Some child prodigies burn out or lose interest and some never progress beyond their initial flash.  So there are no guarantees, and only time will tell what arc Amira will follow.  She is naturally athletic as well as musically talented -- which may contribute to the grace of her voice -- and she has said that athletics could also be a goal.  She is still very young, with time to develop in whatever direction she wishes -- but she already possesses a strong sense of self and a quite impish sense of humor.  During one interview, she replied to the inevitable question about her future as a singer that she might just decide to work at a fast food restaurant instead!  And her reaction to winning Holland's Got Talent was pure 9 year old child!

But one suspects that she may just continue to evoke memories of Maria Callas.  Her performance of O Mio Babbino Caro at the Sanremo Junior Festival, just after her eleventh birthday, suggests an awakening understanding of her true measure as an artist.  For the first time on stage she performed not merely as a singer of a song but also as the source of its meaning, putting expression and dynamism into her performance that has previously been missing.  Perhaps significantly, those who followed Maria Callas' career, and especially those who have watched her perform, realize that her genius lay as much in her ability to give meaning to her art as in her voice.  That Amira is beginning to do this at eleven seems worthy of note.

One of the defining characteristics of genius is a resolve to persevere.
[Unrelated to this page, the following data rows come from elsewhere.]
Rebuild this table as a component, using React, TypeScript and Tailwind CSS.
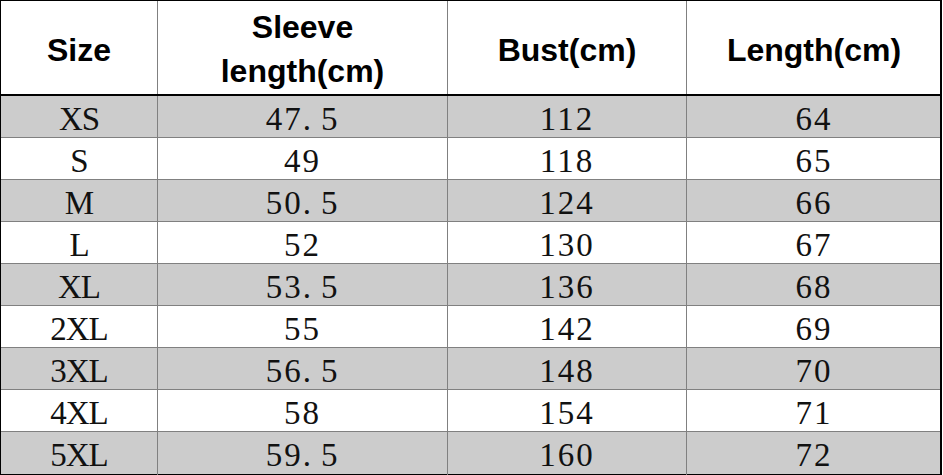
import React from "react";

const rows: [string, string, string, string][] = [
  ["XS", "47.5", "112", "64"],
  ["S", "49", "118", "65"],
  ["M", "50.5", "124", "66"],
  ["L", "52", "130", "67"],
  ["XL", "53.5", "136", "68"],
  ["2XL", "55", "142", "69"],
  ["3XL", "56.5", "148", "70"],
  ["4XL", "58", "154", "71"],
  ["5XL", "59.5", "160", "72"],
];

function Num({ v }: { v: string }) {
  const parts = v.split(".");
  if (parts.length === 1) return <>{v}</>;
  return (
    <>
      {parts[0]}
      <span className="mr-[8px]">.</span>
      {parts[1]}
    </>
  );
}

export default function App() {
  const cols = "grid grid-cols-[157px_290px_239px_254px]";
  return (
    <div className="w-[943px] h-[475px] bg-white">
      <div className="w-[942px] border-t border-l border-r-2 border-b-2 border-black">
        <div
          className={`${cols} h-[95px] border-b-2 border-black text-black font-bold text-[32px] leading-[44px]`}
          style={{ fontFamily: '"Liberation Sans", Arial, sans-serif' }}
        >
          <div className="flex items-center justify-center border-r border-[#808080] pt-[4px]">Size</div>
          <div className="flex flex-col items-center justify-center border-r border-[#808080] pt-[2px]">
            <span>Sleeve</span>
            <span>length(cm)</span>
          </div>
          <div className="flex items-center justify-center border-r border-[#808080] pt-[4px]">Bust(cm)</div>
          <div className="flex items-center justify-center pt-[4px]">Length(cm)</div>
        </div>
        {rows.map((r, i) => (
          <div
            key={r[0]}
            className={`${cols} h-[42px] ${i % 2 === 0 ? "bg-[#cccccc]" : "bg-white"} ${
              i < rows.length - 1 ? "border-b border-[#808080]" : ""
            } text-[33px] leading-[41px] text-[#111]`}
            style={{ fontFamily: '"Liberation Serif", "Times New Roman", serif' }}
          >
            <div className="flex items-center justify-center border-r border-[#808080] pt-[3px] tracking-[-1px]">{r[0]}</div>
            <div className="flex items-center justify-center border-r border-[#808080] pt-[3px] tracking-[2px]">
              <Num v={r[1]} />
            </div>
            <div className="flex items-center justify-center border-r border-[#808080] pt-[3px] tracking-[2px]">{r[2]}</div>
            <div className="flex items-center justify-center pt-[3px] tracking-[2px]">{r[3]}</div>
          </div>
        ))}
      </div>
    </div>
  );
}
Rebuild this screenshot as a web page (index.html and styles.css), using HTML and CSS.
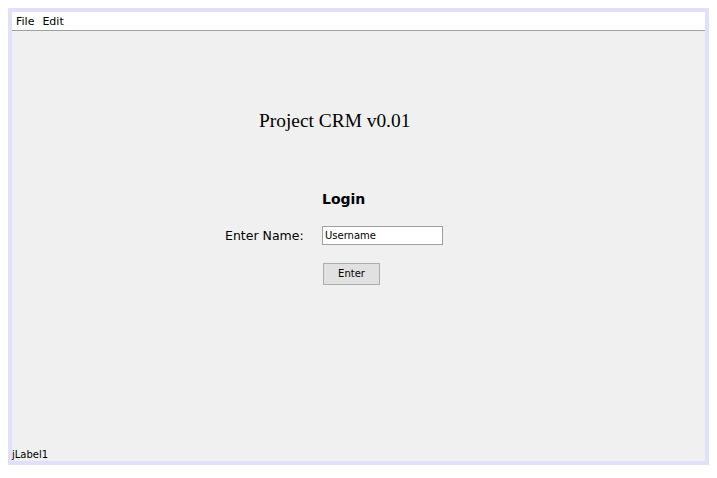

This single-minded focus, as mundane as it may seem to those who do not possess it, is a cornerstone wellspring of creativity, and Amira appears to have it, else she would not have been so determined at age six to sing in public, and again at age seven to perform on television -- and to dedicate herself for the long hours necessary to make it happen.

For my part, I'm of the opinion that prodigies like Jackie, Amira and Alma are to the world like rainbows to the sky, gifts sent to inspire and uplift -- as well as to fulfill their own destinies.  Critics, like static on the airwaves, are to be tuned out and forgotten.